Today the Washington Post published an article from William Arkin, who along with Dana Priest attempts to expose government corruption and waste in the area of intelligence gathering. Regardless of what’s in the piece, serious questions are raised about the credibility of a news piece written by Arkin, who has a lengthy history of activism. According to the Washington Post’s own Howard Kurtz, May 24, 2002:
[Arkin] insists he’s not a journalist.
In fact, he’s an activist who works for the liberal group Human Rights Watch. He also does work for the Air Force.
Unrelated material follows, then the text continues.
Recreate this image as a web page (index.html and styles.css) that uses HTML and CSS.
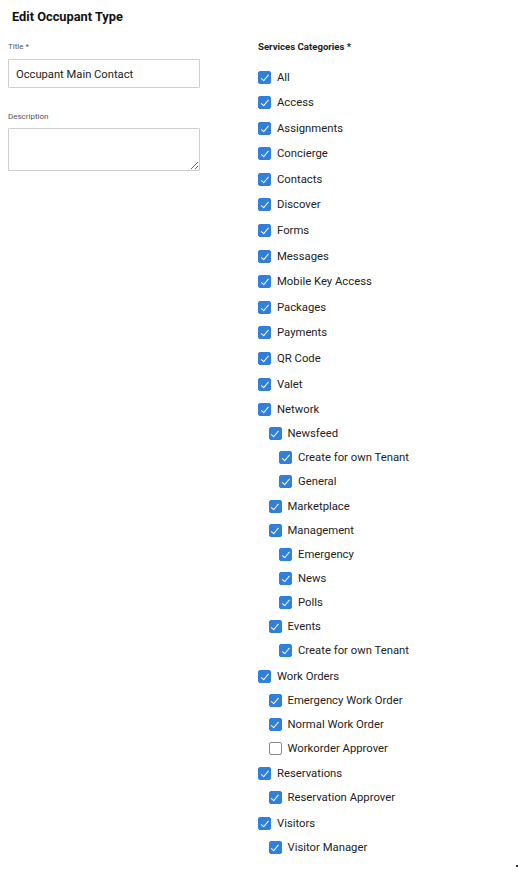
FILE: index.html
```html
<!DOCTYPE html>
<html lang="en">
<head>
    <meta charset="UTF-8">
    <meta name="viewport" content="width=device-width, initial-scale=1.0">
    <title>Edit Occupant Type</title>
    <link rel="stylesheet" href="styles.css">
</head>
<body>
    <div class="page">
        <h1>Edit Occupant Type</h1>
        <form class="form">
            <div class="left">
                <label class="field-label" for="title">Title *</label>
                <input type="text" id="title" class="input" value="Occupant Main Contact">
                <label class="field-label desc-label" for="description">Description</label>
                <textarea id="description" class="textarea"></textarea>
            </div>
            <div class="right">
                <div class="cat-label">Services Categories *</div>
                <div class="tree">
                    <div class="group"><label class="row"><span class="box on"></span>All</label></div>
                    <div class="group"><label class="row"><span class="box on"></span>Access</label></div>
                    <div class="group"><label class="row"><span class="box on"></span>Assignments</label></div>
                    <div class="group"><label class="row"><span class="box on"></span>Concierge</label></div>
                    <div class="group"><label class="row"><span class="box on"></span>Contacts</label></div>
                    <div class="group"><label class="row"><span class="box on"></span>Discover</label></div>
                    <div class="group"><label class="row"><span class="box on"></span>Forms</label></div>
                    <div class="group"><label class="row"><span class="box on"></span>Messages</label></div>
                    <div class="group"><label class="row"><span class="box on"></span>Mobile Key Access</label></div>
                    <div class="group"><label class="row"><span class="box on"></span>Packages</label></div>
                    <div class="group"><label class="row"><span class="box on"></span>Payments</label></div>
                    <div class="group"><label class="row"><span class="box on"></span>QR Code</label></div>
                    <div class="group"><label class="row"><span class="box on"></span>Valet</label></div>
                    <div class="group">
                        <label class="row"><span class="box on"></span>Network</label>
                        <div class="children">
                            <div class="sub first">
                                <label class="row"><span class="box on"></span>Newsfeed</label>
                                <div class="children">
                                    <label class="row"><span class="box on"></span>Create for own Tenant</label>
                                    <label class="row"><span class="box on"></span>General</label>
                                </div>
                            </div>
                            <div class="sub"><label class="row"><span class="box on"></span>Marketplace</label></div>
                            <div class="sub">
                                <label class="row"><span class="box on"></span>Management</label>
                                <div class="children">
                                    <label class="row"><span class="box on"></span>Emergency</label>
                                    <label class="row"><span class="box on"></span>News</label>
                                    <label class="row"><span class="box on"></span>Polls</label>
                                </div>
                            </div>
                            <div class="sub">
                                <label class="row"><span class="box on"></span>Events</label>
                                <div class="children">
                                    <label class="row"><span class="box on"></span>Create for own Tenant</label>
                                </div>
                            </div>
                        </div>
                    </div>
                    <div class="group">
                        <label class="row"><span class="box on"></span>Work Orders</label>
                        <div class="children">
                            <label class="row"><span class="box on"></span>Emergency Work Order</label>
                            <label class="row"><span class="box on"></span>Normal Work Order</label>
                            <label class="row"><span class="box"></span>Workorder Approver</label>
                        </div>
                    </div>
                    <div class="group">
                        <label class="row"><span class="box on"></span>Reservations</label>
                        <div class="children">
                            <label class="row"><span class="box on"></span>Reservation Approver</label>
                        </div>
                    </div>
                    <div class="group">
                        <label class="row"><span class="box on"></span>Visitors</label>
                        <div class="children">
                            <label class="row"><span class="box on"></span>Visitor Manager</label>
                        </div>
                    </div>
                </div>
            </div>
        </form>
        <span class="corner"></span>
    </div>
</body>
</html>
```

FILE: styles.css
```css
body {
    margin: 0;
    font-family: Roboto, "Noto Sans", sans-serif;
    color: #222;
    background-color: #fff;
}

.page {
    position: relative;
    height: 872px;
    padding: 7px 8px 0 8px;
    box-sizing: border-box;
}

h1 {
    margin: 0 0 13px 4px;
    font-size: 12.8px;
    line-height: 20px;
    font-weight: 700;
    color: #111;
}

.form {
    display: flex;
    gap: 58px;
}

.left {
    width: 192px;
    display: flex;
    flex-direction: column;
}

.field-label {
    font-size: 8px;
    line-height: 14px;
    color: #555;
    margin-bottom: 5px;
}

.desc-label {
    margin-top: 22px;
    margin-bottom: 4px;
}

.input {
    height: 29px;
    box-sizing: border-box;
    border: 1px solid #cfcfcf;
    border-radius: 1px;
    padding: 1px 7px 0 7px;
    font-family: Roboto, sans-serif;
    font-size: 11.2px;
    color: #222;
    outline: none;
}

.textarea {
    height: 43px;
    box-sizing: border-box;
    border: 1px solid #cfcfcf;
    border-radius: 1px;
    padding: 6px 7px;
    font-family: Roboto, sans-serif;
    font-size: 11.2px;
    outline: none;
}

.cat-label {
    font-size: 9.6px;
    line-height: 12px;
    font-weight: 700;
    color: #222;
    margin: 1px 0 12px 0;
}

.group {
    margin-bottom: 1.6px;
}

.sub.first {
    margin-bottom: 1px;
}

.children {
    padding-left: 10.5px;
}

.row {
    display: flex;
    align-items: center;
    height: 24px;
    font-size: 11.3px;
    color: #222;
}

.box {
    position: relative;
    width: 13px;
    height: 13px;
    box-sizing: border-box;
    border: 1px solid #8a8a8a;
    border-radius: 2px;
    background-color: #fff;
    margin-right: 6px;
    flex-shrink: 0;
}

.box.on {
    border-color: #2f7fdb;
    background-color: #2f7fdb;
}

.box.on::after {
    content: "";
    position: absolute;
    left: 3.5px;
    top: 1px;
    width: 3px;
    height: 6.5px;
    border: solid #fff;
    border-width: 0 1.1px 1.1px 0;
    transform: rotate(40deg);
}

.corner {
    position: absolute;
    right: 0;
    bottom: 5px;
    width: 2px;
    height: 2px;
    background-color: #333;
}
```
He’s also an academic, an author, a newspaper columnist and a talking head.
From his home in the mountains of Vermont, William Arkin seems to have mastered one of the great juggling acts of the multimedia age — persuading news organizations, advocacy groups and the Pentagon, through sheer smarts and a bulldog personality, to take him on his own terms.
“Sometimes I even write a story and get all of them mad at me at the same time,” says Arkin, 46. “Any institution is uncomfortable with someone they don’t control.”
Kurtz provides even more background:
Arkin came to Washington and toiled for a series of liberal groups — the Center for Defense Information, the Natural Resources Defense Council, Greenpeace and the Institute for Policy Studies. The Reagan administration made noises about prosecuting him in the early 1980s after he revealed the location of American nuclear weapons around the world.
“People have a right to know,” Arkin says.
Without question an “activist” can still perform journalism, even top notch journalism, but when the supposedly unbiased Washington Post trumpets a two-years-in-the-making exposé by a man their own paper regards as a left-wing activist as a straight news piece, the integrity of the ideas in the series and the paper that chose to publish them in such a clandestine way suffers. If the Washington Post is going to push such blatantly agenda driven reporting, can’t it at least fess up to it?